8 impostor candidates, 4 that would be heavier and 4 that would be lighter
If the scale is unequal, we can use that to eliminate possibilities. In this case, we can say that possible impostors that had to be lighter cannot be the impostor if they are on the heavy side (and vice versa).
We know that none of our marbles held in reserve are the impostor, since we know that it has to be on the scale for the scale to be imbalanced.
Because of the way that we grouped our marbles, if the scale is unequal one way we now have two possible candidates, and we know whether they would be lighter or heavier.
2 possible impostors, different directions
To solve this, we put one of the possibilities in reserve, and weigh the other against a known standard marble:
If the scale is unequal, the marble that we weighed is the impostor, and if it is equal, the marble held in reserve is the impostor.
If the scale goes the other way, because of our grouping, we have a situation similar to what happens if the scale balances - we have 3 possible candidates, 2 of which are one direction and 1 which is the opposite.
If the scale is equal, none of the marbles on the scale are the impostor. We still have 3 candidates, 2 heavier and one lighter (or the opposite, depending on how we placed the groups earlier).

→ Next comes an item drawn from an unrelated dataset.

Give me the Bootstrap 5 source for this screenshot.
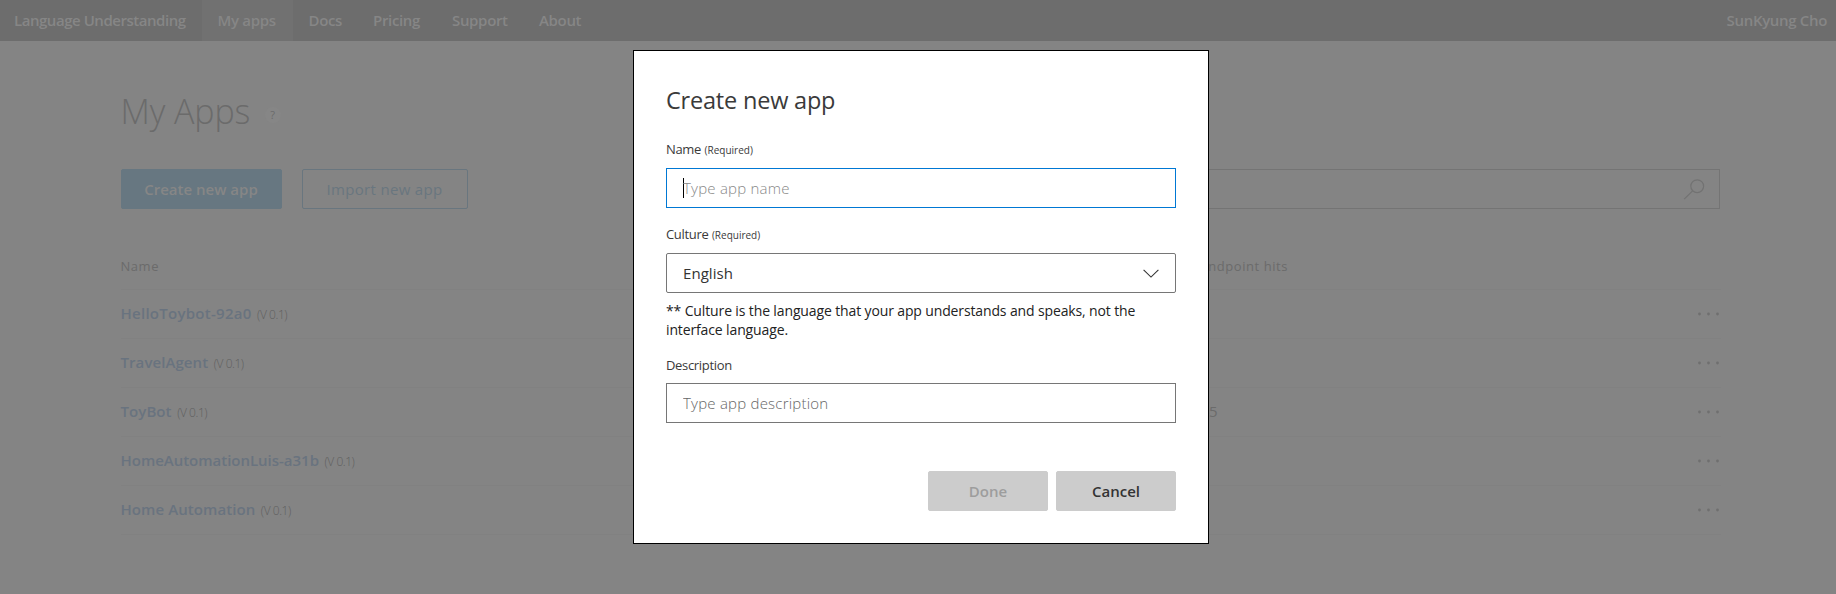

3 possible impostors, mixed directions
If we have 3 possible candidates, with 2 that might be heavier and one lighter, we can determine the impostor in one more move by measuring one heavy candidate and one light candidate together against 2 standard marbles, and holding the spare heavy candidate in reserve (same principle if we have 2 light and one heavy, just in reverse).
If the scale is imbalanced, the impostor is the possibility that matches the direction that it goes.
If the scale is balanced, the impostor is the marble that we held in reserve.